Dental Caries

Dental caries is the medical term for tooth decay or cavities. It is caused by acid erosion of tooth enamel. Many different types of bacteria normally live in the human mouth. They accumulate (along with saliva, food particles and other natural substances) on the surface of the teeth in a sticky film called plaque. Plaque forms especially easily in cracks, pits or fissures in the back teeth; between teeth; around dental fillings or bridgework; and near the gum line. Some of the plaque bacteria convert sugar and carbohydrates (starches) in the foods we eat into acids. These acids dissolve minerals in the surface of the tooth, forming microscopic pits or erosions that get larger over time.

The damage can occur anywhere the tooth is exposed to plaque and acid, including the hard outer enamel on the tooth crown or the unprotected root of the tooth that has been exposed by gum recession.
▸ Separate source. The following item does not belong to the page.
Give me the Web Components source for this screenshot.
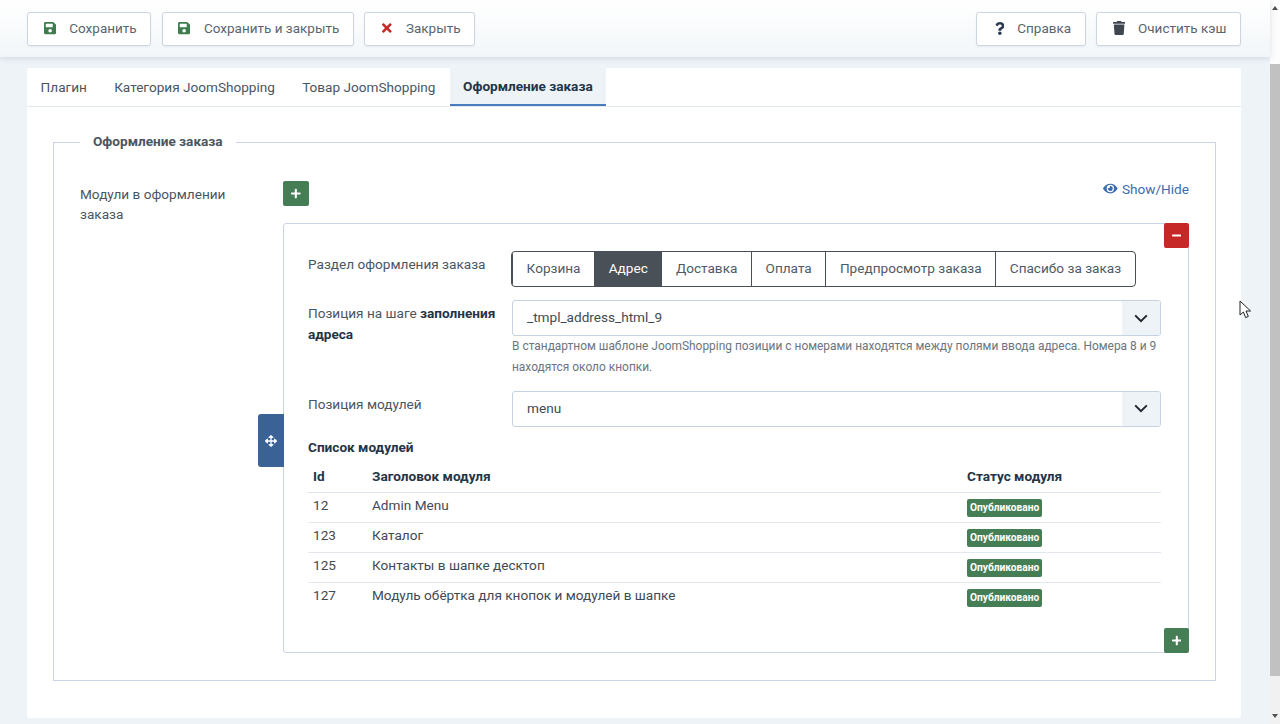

Caries can penetrate the protective enamel down to the softer, vulnerable dentin (main body of the tooth) and continue through to the soft tooth pulp and the sensitive nerve fibers within it.

Periodontal Disease

Periodontal disease is a quiet disease that begins with little or no symptoms. It is caused by bacteria that surrounds the teeth and enters the gums. The immediate condition is known as ‘gingivitis’. The gums become irritated, inflamed and often bleed. If not properly treated, the condition worsens into “gum disease”. Noticeable symptoms now appear. They include: Bad Breath, Gum Recession, Bone loss, abscess, and eventual tooth loss. Your mouth is a portal to your body- modern research shows a strong link between periodontal disease with stroke, heart disease, diabetes, and respiratory disease.

Missing Teeth

Many people lose teeth due to caries or trauma. The spaces left can make an individual self conscious of their smile and in some instances cause some shifting in the dentition. There are multiple treatment options to replace missing teeth.


Minor infections that develop eventually can become abscesses. If you have facial swelling, notice a bubble appear on your gums, or see purulence (pus); you are likely to have an infection. Have your dentist evaluate the situation and determine a treatment plan as early as possible to avoid further complications.